Chi ha pagato dopo un accertamento bancario incostituzionale ha 48 mesi per tentare la via del rimborso
Nell'attesa di conoscere gli indirizzi operativi dell'agenzia delle Entrate in merito alla declaratoria di illegittimità costituzionale della normativa che poneva a base degli accertamenti bancari i prelevamenti dei professionisti, occorrerebbe riflettere anche sulle conseguenze che la pronuncia potrebbe esplicare sulle situazioni per le quali la pretesa si è già consolidata.
Ci si riferisce, in particolar modo, alle definizioni intervenute, prima della sentenza della Corte Costituzionale 228/14, in sede di accertamento con adesione, conciliazione giudiziale, mediazione, oppure al consolidamento della posizione a seguito di acquiescenza all'accertamento o all'eventuale sentenza.
Visto che la dichiarazione di illegittimità invalida fin dall'origine la norma censurata, il problema da risolvere è se il contribuente, perfezionata la definizione e quindi il rapporto, possa richiedere la ripetizione di quanto indebitamente pagato a titolo di maggiori imposte, ovvero di sanzioni per l'omessa autofatturazione, sulla parte riferita ai prelevamenti contestati.
In linea generale, il venir meno con efficacia ex tunc, della disposizione censurata determina che il versamento risulta effettuato in assenza del presupposto; ciò implica che la prestazione è, ab origine, indebita.
Tuttavia, la presenza dello speciale regime di decadenza per l'indebito tributario previsto dalle singole leggi d'imposta o dalle norme sul contenzioso tributario fa sì che l'unico strumento giuridico a disposizione del contribuente è la domanda di rimborso.
In questo caso, comunque, sorge il delicato problema della decorrenza del termine entro il quale il contribuente, a pena di decadenza, può agire per tutelare le proprie pretese.
In pratica, il dies a quo, su cui calcolare i 48 mesi oppure i due anni in base alle norme sul contenzioso, decorrono, come confermato anche della recente sentenza della Cassazione 13676/14, dalla data del pagamento.

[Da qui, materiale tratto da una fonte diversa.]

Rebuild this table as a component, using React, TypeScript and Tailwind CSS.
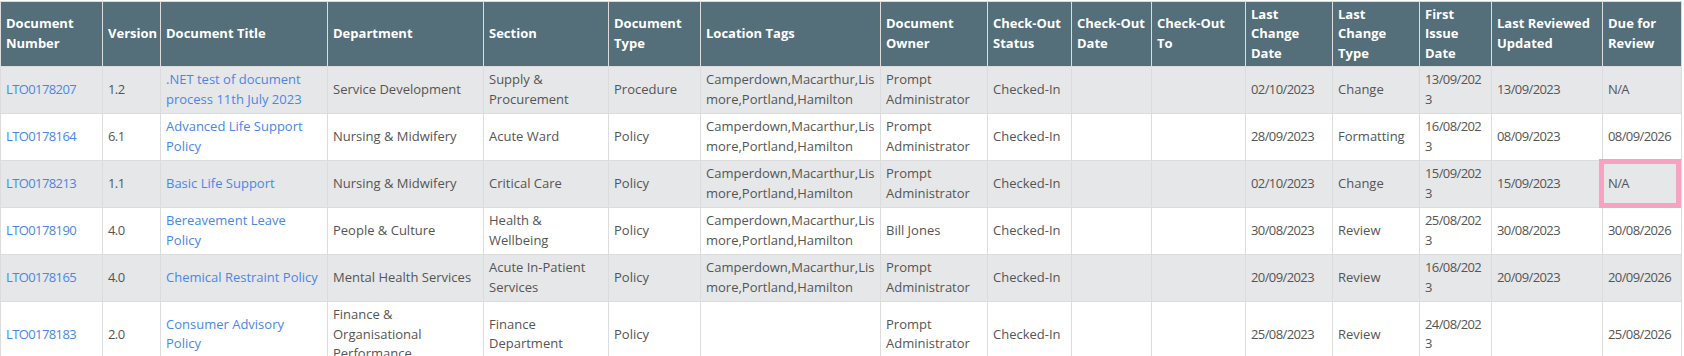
type Column = {
  key: string;
  label: string[];
  width: number;
  kind?: "link" | "date" | "code";
};

type DocRow = Record<string, string> & { highlight?: string };

const COLUMNS: Column[] = [
  { key: "number", label: ["Document", "Number"], width: 102, kind: "code" },
  { key: "version", label: ["Version"], width: 58 },
  { key: "title", label: ["Document Title"], width: 167, kind: "link" },
  { key: "department", label: ["Department"], width: 156 },
  { key: "section", label: ["Section"], width: 125 },
  { key: "type", label: ["Document", "Type"], width: 92 },
  { key: "locations", label: ["Location Tags"], width: 180 },
  { key: "owner", label: ["Document", "Owner"], width: 107 },
  { key: "status", label: ["Check-Out", "Status"], width: 84 },
  { key: "checkoutDate", label: ["Check-Out", "Date"], width: 80 },
  { key: "checkoutTo", label: ["Check-Out", "To"], width: 94 },
  { key: "changeDate", label: ["Last", "Change", "Date"], width: 87, kind: "date" },
  { key: "changeType", label: ["Last", "Change", "Type"], width: 87 },
  { key: "firstIssue", label: ["First", "Issue", "Date"], width: 72, kind: "date" },
  { key: "reviewed", label: ["Last Reviewed", "Updated"], width: 111, kind: "date" },
  { key: "due", label: ["Due for", "Review"], width: 79, kind: "date" }
];

const LOCATIONS = "Camperdown,Macarthur,Lismore,Portland,Hamilton";

const ROWS: DocRow[] = [
  {
    number: "LTO0178207",
    version: "1.2",
    title: ".NET test of document process 11th July 2023",
    department: "Service Development",
    section: "Supply & Procurement",
    type: "Procedure",
    locations: LOCATIONS,
    owner: "Prompt Administrator",
    status: "Checked-In",
    checkoutDate: "",
    checkoutTo: "",
    changeDate: "02/10/2023",
    changeType: "Change",
    firstIssue: "13/09/2023",
    reviewed: "13/09/2023",
    due: "N/A"
  },
  {
    number: "LTO0178164",
    version: "6.1",
    title: "Advanced Life Support Policy",
    department: "Nursing & Midwifery",
    section: "Acute Ward",
    type: "Policy",
    locations: LOCATIONS,
    owner: "Prompt Administrator",
    status: "Checked-In",
    checkoutDate: "",
    checkoutTo: "",
    changeDate: "28/09/2023",
    changeType: "Formatting",
    firstIssue: "16/08/2023",
    reviewed: "08/09/2023",
    due: "08/09/2026"
  },
  {
    number: "LTO0178213",
    version: "1.1",
    title: "Basic Life Support",
    department: "Nursing & Midwifery",
    section: "Critical Care",
    type: "Policy",
    locations: LOCATIONS,
    owner: "Prompt Administrator",
    status: "Checked-In",
    checkoutDate: "",
    checkoutTo: "",
    changeDate: "02/10/2023",
    changeType: "Change",
    firstIssue: "15/09/2023",
    reviewed: "15/09/2023",
    due: "N/A",
    highlight: "due"
  },
  {
    number: "LTO0178190",
    version: "4.0",
    title: "Bereavement Leave Policy",
    department: "People & Culture",
    section: "Health & Wellbeing",
    type: "Policy",
    locations: LOCATIONS,
    owner: "Bill Jones",
    status: "Checked-In",
    checkoutDate: "",
    checkoutTo: "",
    changeDate: "30/08/2023",
    changeType: "Review",
    firstIssue: "25/08/2023",
    reviewed: "30/08/2023",
    due: "30/08/2026"
  },
  {
    number: "LTO0178165",
    version: "4.0",
    title: "Chemical Restraint Policy",
    department: "Mental Health Services",
    section: "Acute In-Patient Services",
    type: "Policy",
    locations: LOCATIONS,
    owner: "Prompt Administrator",
    status: "Checked-In",
    checkoutDate: "",
    checkoutTo: "",
    changeDate: "20/09/2023",
    changeType: "Review",
    firstIssue: "16/08/2023",
    reviewed: "20/09/2023",
    due: "20/09/2026"
  },
  {
    number: "LTO0178183",
    version: "2.0",
    title: "Consumer Advisory Policy",
    department: "Finance & Organisational Performance",
    section: "Finance Department",
    type: "Policy",
    locations: "",
    owner: "Prompt Administrator",
    status: "Checked-In",
    checkoutDate: "",
    checkoutTo: "",
    changeDate: "25/08/2023",
    changeType: "Review",
    firstIssue: "24/08/2023",
    reviewed: "",
    due: "25/08/2026"
  }
];

function Cell({ col, value, highlighted }: { col: Column; value: string; highlighted: boolean }) {
  // dates and codes run a bit tighter so "dd/mm/202" fits before the wrap
  const tight = col.kind === "date" || col.kind === "code" || /^[\d./]+$/.test(value);
  return (
    <td
      className={`relative border border-[#dcdcdc] py-[3.5px] pl-[5px] align-middle [overflow-wrap:anywhere] ${
        col.kind === "link" ? "pr-[8px]" : "pr-[5px]"
      } ${tight ? "tracking-[-0.6px]" : ""}`}
    >
      {col.kind === "link" || col.kind === "code" ? (
        <a className="text-[#4a86e8]" href="#">
          {value}
        </a>
      ) : (
        value
      )}
      {highlighted && (
        <div className="pointer-events-none absolute -top-[2px] -bottom-[1px] -left-[4px] right-0 border-[5px] border-[#f6a2c3]" />
      )}
    </td>
  );
}

export default function App() {
  return (
    <div className="min-h-screen bg-white pt-px font-['Open_Sans',sans-serif] text-[13px] leading-[19.5px] text-[#555]">
      <table className="w-[1681px] table-fixed border-collapse">
        <colgroup>
          {COLUMNS.map((c) => (
            <col key={c.key} style={{ width: c.width }} />
          ))}
        </colgroup>
        <thead>
          <tr className="bg-[#546e7a] text-white">
            {COLUMNS.map((c) => (
              <th
                key={c.key}
                className="border border-[#dcdcdc] py-[2.5px] pl-[5px] pr-[4px] text-left align-middle font-bold"
              >
                {c.label.map((line) => (
                  <span key={line} className="block whitespace-nowrap">
                    {line}
                  </span>
                ))}
              </th>
            ))}
          </tr>
        </thead>
        <tbody>
          {ROWS.map((row, i) => (
            <tr key={row.number} className={i % 2 === 0 ? "bg-[#e6e7e8]" : "bg-white"}>
              {COLUMNS.map((c) => (
                <Cell key={c.key} col={c} value={row[c.key]} highlighted={row.highlight === c.key} />
              ))}
            </tr>
          ))}
        </tbody>
      </table>
    </div>
  );
}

Ad ogni modo bisogna anche considerare, nonostante l'efficacia retroattiva della sentenza dichiarativa dell'illegittimità costituzionale della norma sui prelevamenti ai professionisti, che l' adesione agli istituti deflattivi del contenzioso o all'acquiescenza potrebbero inibire la richiesta di rimborso verificandosi, in questo caso, il limite che la giurisprudenza pone alle situazioni giuridiche ormai consolidate.
Tuttavia, la recente sentenza della Cassazione 42858/14, seppur resa nell'ambito penale, ha evidenziato come la norma illegittima, esplicando effetti retroattivi, inficia anche la legittimità degli atti giuridici posti in essere; tali principi valgono per tutti gli ambiti dell'ordinamento.
Stando così le cose, è auspicabile un intervento legislativo finalizzato a trovare quell'equilibrio che permetta ai contribuenti di vedersi riconosciuto, anche nelle posizioni definite e senza percorrere la via del contenzioso, la ripetizione dell'indebito tributario.